Posted: **Wed Jan 30, 2019 12:20 pm**

by **Dimitri Speron 1C**

Change in volume is (pi)(r^2)(change in d) because r is a constant and does not change in between the final and initial volumes. (at least in this example, it could potentially change but that would be a rather more complicated) So in order to calculate change in volume you just need to replace the d in the equation for volume with a change in d. With this you can calculate the work using the equations from class.

### Re: 4A.3 7th Ed

Posted: **Wed Jan 30, 2019 3:57 pm**

by **Ryan Danis 1J**

I was having some trouble with this problem as well and the above replies have helped (I wasn’t squaring r or converting to liters).
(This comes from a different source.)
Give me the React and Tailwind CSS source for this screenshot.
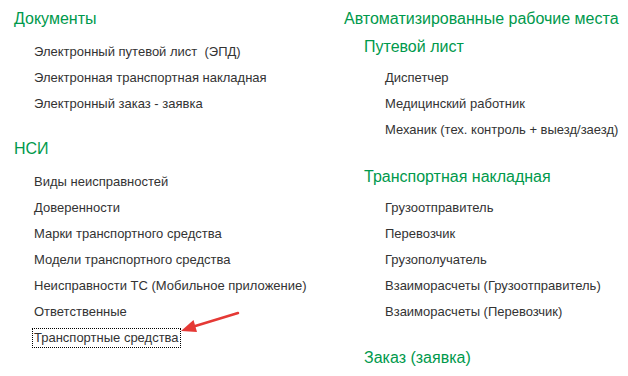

However I have one question. How come the work here is negative since it appears to be work done on the system instead of the system doing work? Is the system here the handle of the bicycle pump?

### Re: 4A.3 7th Ed

Posted: **Wed Jan 30, 2019 6:46 pm**

by **Maggie Doan 1I**

Why is it -πr^2?

### Re: 4A.3 7th Ed

Posted: **Wed Jan 30, 2019 7:28 pm**

by **Cole Elsner 2J**

I believe we'll learn how to do this in an upcoming lecture. Don't stress yourself out over it just yet! I'm certain we'll be taught how to do this, if not the book and chemistry community will surely help!